The Mudcat Café TM
Thread #161865   Message #3849627
Posted By: Big Al Whittle
09-Apr-17 - 05:45 AM
Thread Name: BS: why teachers despair and quit
Subject: RE: BS: why teachers despair and quit
forty years ago, there weren't universties like there are now. so many people who wanted to continue their education went to teacher training colleges.

Actually that's fifty years ago in my case. the drop out rate was high, even back then. many women dropped out to have children - the average length of teaching career for a woman was two years.

many of the schools didn't provide courses of any relevance to what children needed. the discipline was harsh and when the school leaving age was raised to sixteen (ROSLA)- it was envisaged by most professional teachers that trouble would ensue. It did.

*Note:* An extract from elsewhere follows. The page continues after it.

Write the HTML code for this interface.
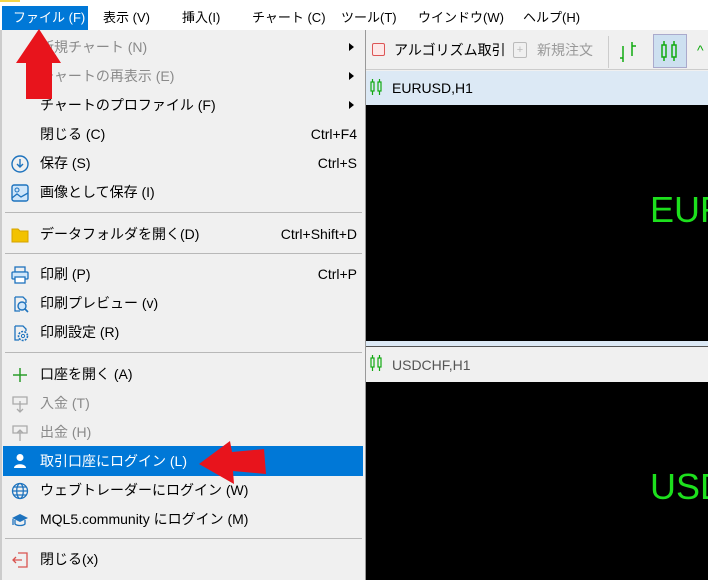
<!DOCTYPE html>
<html><head><meta charset="utf-8"><style>
*{margin:0;padding:0;box-sizing:border-box}
body{width:708px;height:580px;overflow:hidden;background:#f0f0f0;position:relative;font-family:"Liberation Sans","Noto Sans CJK JP",sans-serif;font-size:14px;color:#000}
.abs{position:absolute}
.mb{top:6px;height:24px;line-height:24px;white-space:nowrap;font-size:13px}
.it{position:absolute;left:3px;width:360px;height:29px;line-height:29px;white-space:nowrap}
.it .t{position:absolute;left:37px}
.it .k{position:absolute;right:6px}
.it .ic{position:absolute;left:8px;top:6px;width:18px;height:18px}
.dis{color:#8a8a8a}
.sep{position:absolute;left:5px;width:357px;height:1px;background:#b8b8b8}
.arr{position:absolute;right:9px;top:10px;width:0;height:0;border-left:5px solid #000;border-top:4px solid transparent;border-bottom:4px solid transparent}
</style></head><body>
<div class="abs" style="left:0;top:0;width:708px;height:30px;background:#fff"></div>
<div class="abs" style="left:0;top:0;width:20px;height:2px;background:#f5d64a"></div>
<div class="abs" style="left:2px;top:6px;width:86px;height:24px;background:#0078d7"></div>
<div class="abs mb" style="left:13px;color:#fff">ファイル (F)</div>
<div class="abs mb" style="left:103px">表示 (V)</div>
<div class="abs mb" style="left:182px">挿入(I)</div>
<div class="abs mb" style="left:252px">チャート (C)</div>
<div class="abs mb" style="left:341px">ツール(T)</div>
<div class="abs mb" style="left:418px">ウインドウ(W)</div>
<div class="abs mb" style="left:523px">ヘルプ(H)</div>
<!-- right side -->
<div class="abs" style="left:366px;top:34px;width:342px;height:36px;background:#f0f0f0;border-bottom:1px solid #ccc"></div>
<div class="abs" style="left:372px;top:43px;width:13px;height:13px;border:1.5px solid #d55;background:#fde8e8;border-radius:2px"></div>
<div class="abs" style="left:394px;top:40px;line-height:20px">アルゴリズム取引</div>
<div class="abs" style="left:513px;top:42px;width:14px;height:16px;border:1px solid #bbb;border-radius:2px;color:#bbb;font-size:11px;text-align:center;line-height:14px">+</div>
<div class="abs" style="left:537px;top:40px;line-height:20px;color:#999">新規注文</div>
<div class="abs" style="left:608px;top:36px;width:1px;height:32px;background:#ccc"></div>
<svg class="abs" style="left:618px;top:40px" width="24" height="24"><path d="M5 6v16M2 18h3M14 2v14M14 6h4" stroke="#1a1" stroke-width="1.5" fill="none"/></svg>
<div class="abs" style="left:653px;top:34px;width:34px;height:34px;background:#cde0f0;border:1px solid #aac"></div>
<svg class="abs" style="left:660px;top:40px" width="20" height="22"><g stroke="#1a1" fill="none" stroke-width="1.5"><rect x="2" y="5" width="4" height="12"/><line x1="4" y1="1" x2="4" y2="5"/><line x1="4" y1="17" x2="4" y2="21"/><rect x="12" y="5" width="4" height="12"/><line x1="14" y1="1" x2="14" y2="5"/><line x1="14" y1="17" x2="14" y2="21"/></g></svg>
<div class="abs" style="left:697px;top:40px;color:#1a1;line-height:20px">^</div>
<div class="abs" style="left:366px;top:71px;width:342px;height:34px;background:#dce9f5"></div>
<svg class="abs" style="left:370px;top:79px" width="14" height="16"><g stroke="#1a1" fill="none" stroke-width="1.2"><rect x="1" y="3" width="3" height="9"/><line x1="2.5" y1="0" x2="2.5" y2="3"/><line x1="2.5" y1="12" x2="2.5" y2="16"/><rect x="8" y="3" width="3" height="9"/><line x1="9.5" y1="0" x2="9.5" y2="3"/><line x1="9.5" y1="12" x2="9.5" y2="16"/></g></svg>
<div class="abs" style="left:392px;top:78px;line-height:20px">EURUSD,H1</div>
<div class="abs" style="left:366px;top:105px;width:342px;height:236px;background:#000"></div>
<div class="abs" style="left:650px;top:188px;color:#1de01d;font-size:36px;line-height:44px">EUR</div>
<div class="abs" style="left:366px;top:341px;width:342px;height:5px;background:#dce9f5"></div>
<div class="abs" style="left:366px;top:346px;width:342px;height:1px;background:#555"></div>
<div class="abs" style="left:366px;top:347px;width:342px;height:35px;background:#f0f0f0"></div>
<svg class="abs" style="left:370px;top:355px" width="14" height="16"><g stroke="#1a1" fill="none" stroke-width="1.2"><rect x="1" y="3" width="3" height="9"/><line x1="2.5" y1="0" x2="2.5" y2="3"/><line x1="2.5" y1="12" x2="2.5" y2="16"/><rect x="8" y="3" width="3" height="9"/><line x1="9.5" y1="0" x2="9.5" y2="3"/><line x1="9.5" y1="12" x2="9.5" y2="16"/></g></svg>
<div class="abs" style="left:392px;top:355px;line-height:20px;color:#555">USDCHF,H1</div>
<div class="abs" style="left:366px;top:382px;width:342px;height:198px;background:#000"></div>
<div class="abs" style="left:650px;top:465px;color:#1de01d;font-size:36px;line-height:44px">USD</div>
<!-- menu -->
<div class="abs" style="left:0;top:30px;width:366px;height:550px;background:#f0f0f0;border-left:2px solid #ccc;border-right:1px solid #999"></div>
<div class="it dis" style="top:33px"><span class="t">新規チャート (N)</span><span class="arr"></span></div>
<div class="it dis" style="top:62px"><span class="t">チャートの再表示 (E)</span><span class="arr"></span></div>
<div class="it" style="top:91px"><span class="t">チャートのプロファイル (F)</span><span class="arr"></span></div>
<div class="it" style="top:120px"><span class="t">閉じる (C)</span><span class="k">Ctrl+F4</span></div>
<div class="it" style="top:149px"><svg class="ic" viewBox="0 0 18 18"><circle cx="9" cy="9" r="8" fill="none" stroke="#1e73be" stroke-width="1.4"/><path d="M9 4v8M6 9l3 3 3-3" fill="none" stroke="#1e73be" stroke-width="1.4"/></svg><span class="t">保存 (S)</span><span class="k">Ctrl+S</span></div>
<div class="it" style="top:178px"><svg class="ic" viewBox="0 0 18 18"><rect x="1" y="1" width="16" height="16" rx="2" fill="#cfe6fa" stroke="#1e73be" stroke-width="1.4"/><circle cx="6" cy="6" r="2" fill="none" stroke="#1e73be"/><path d="M1 14l5-4 4 3 7-4" fill="none" stroke="#1e73be" stroke-width="1.3"/></svg><span class="t">画像として保存 (I)</span></div>
<div class="sep" style="top:212px"></div>
<div class="it" style="top:220px"><svg class="ic" viewBox="0 0 18 18"><path d="M1 3h6l2 2h8v11H1z" fill="#f2c200" stroke="#d6a300"/></svg><span class="t">データフォルダを開く(D)</span><span class="k">Ctrl+Shift+D</span></div>
<div class="sep" style="top:253px"></div>
<div class="it" style="top:260px"><svg class="ic" viewBox="0 0 18 18"><rect x="4" y="1" width="10" height="5" fill="none" stroke="#1e73be" stroke-width="1.3"/><rect x="1" y="6" width="16" height="7" rx="1" fill="#cfe6fa" stroke="#1e73be" stroke-width="1.3"/><rect x="4" y="11" width="10" height="6" fill="#fff" stroke="#1e73be" stroke-width="1.3"/></svg><span class="t">印刷 (P)</span><span class="k">Ctrl+P</span></div>
<div class="it" style="top:289px"><svg class="ic" viewBox="0 0 18 18"><path d="M4 2h8l3 3v3M4 2v14h5" fill="none" stroke="#1e73be" stroke-width="1.3"/><circle cx="11" cy="11" r="4" fill="#cfe6fa" stroke="#1e73be" stroke-width="1.4"/><path d="M14 14l3 3" stroke="#1e73be" stroke-width="1.6"/></svg><span class="t">印刷プレビュー (v)</span></div>
<div class="it" style="top:318px"><svg class="ic" viewBox="0 0 18 18"><path d="M4 2h8l3 3v2M4 2v14h4" fill="none" stroke="#1e73be" stroke-width="1.3"/><circle cx="12" cy="12" r="4.5" fill="none" stroke="#1e73be" stroke-width="1.6" stroke-dasharray="2 1.2"/><circle cx="12" cy="12" r="1.6" fill="none" stroke="#1e73be"/></svg><span class="t">印刷設定 (R)</span></div>
<div class="sep" style="top:352px"></div>
<div class="it" style="top:360px"><svg class="ic" viewBox="0 0 18 18"><path d="M9 2v14M2 9h14" stroke="#2a9d2a" stroke-width="1.5"/></svg><span class="t">口座を開く (A)</span></div>
<div class="it dis" style="top:389px"><svg class="ic" viewBox="0 0 18 18"><path d="M2 2h14v7H2zM9 6v11M6 14l3 3 3-3" fill="none" stroke="#aaa" stroke-width="1.3"/></svg><span class="t">入金 (T)</span></div>
<div class="it dis" style="top:418px"><svg class="ic" viewBox="0 0 18 18"><path d="M2 2h14v7H2zM9 17V6M6 9l3-3 3 3" fill="none" stroke="#aaa" stroke-width="1.3"/></svg><span class="t">出金 (H)</span></div>
<div class="it" style="top:446px;background:#0078d7;color:#fff;height:30px;line-height:30px"><svg class="ic" viewBox="0 0 18 18"><circle cx="9" cy="5.5" r="3.5" fill="#fff"/><path d="M3 16c0-5 12-5 12 0z" fill="#fff"/></svg><span class="t">取引口座にログイン (L)</span></div>
<div class="it" style="top:476px"><svg class="ic" viewBox="0 0 18 18"><g fill="none" stroke="#1e73be" stroke-width="1.3"><circle cx="9" cy="9" r="7.5"/><ellipse cx="9" cy="9" rx="3.3" ry="7.5"/><path d="M1.5 9h15M3 5h12M3 13h12"/></g></svg><span class="t">ウェブトレーダーにログイン (W)</span></div>
<div class="it" style="top:505px"><svg class="ic" viewBox="0 0 18 18"><path d="M1 7l8-4 8 4-8 4z" fill="#1e73be"/><path d="M4 9v4c2 2 8 2 10 0V9M2 8v6" fill="none" stroke="#1e73be" stroke-width="1.3"/></svg><span class="t">MQL5.community にログイン (M)</span></div>
<div class="sep" style="top:538px"></div>
<div class="it" style="top:545px"><svg class="ic" viewBox="0 0 18 18"><path d="M7 2h9v14H7M11 9H2M5 6L2 9l3 3" fill="none" stroke="#d9534f" stroke-width="1.3"/></svg><span class="t">閉じる(x)</span></div>
<!-- red arrows -->
<svg class="abs" style="left:0;top:0" width="708" height="580"><polygon points="39,29 61,63 52,63 52,99 26,99 26,63 16,63" fill="#e8141c"/><polygon points="199,464 230,441 232,452 264,449 266,474 233,471 234,484" fill="#e8141c"/></svg>
</body></html>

The things that have really made teaching difficult, i would list:

1) Education being a political football. Endless reorganisation. POliticians simply can't be trusted with education.
2) THe national Curriculum - the idea that there could be one curriculum for a country as diverse as England was obviouly nonsense. THe money wasted on that idiot project could have solved many problems.
3) the lack of vocational training. Education needs to have cognisance and care for the world children will grow up in.
4) Educational Gimmicks. the number of times i have been in a school where they have funding for Language DEvelopment or some such, but where the textbooks are thirty years old and older.
5) the dreaded inspection - the threat of which which seems to chill the heart of every teacher and head teacher.
I was a professional teacher in the inner ring of Brum throUgout the 1970's. i had to give up my career when my wife became disabled. since then poverty has forced me into various temporary and supply teaching gigs - sometimes when i shouldn't have left my wife. so i've seen the inside of a lot of schools.

it genuinely grieves my heart to see the lack of will on the part of successive governments. the endless pretence that the solutions are political, rather than professional.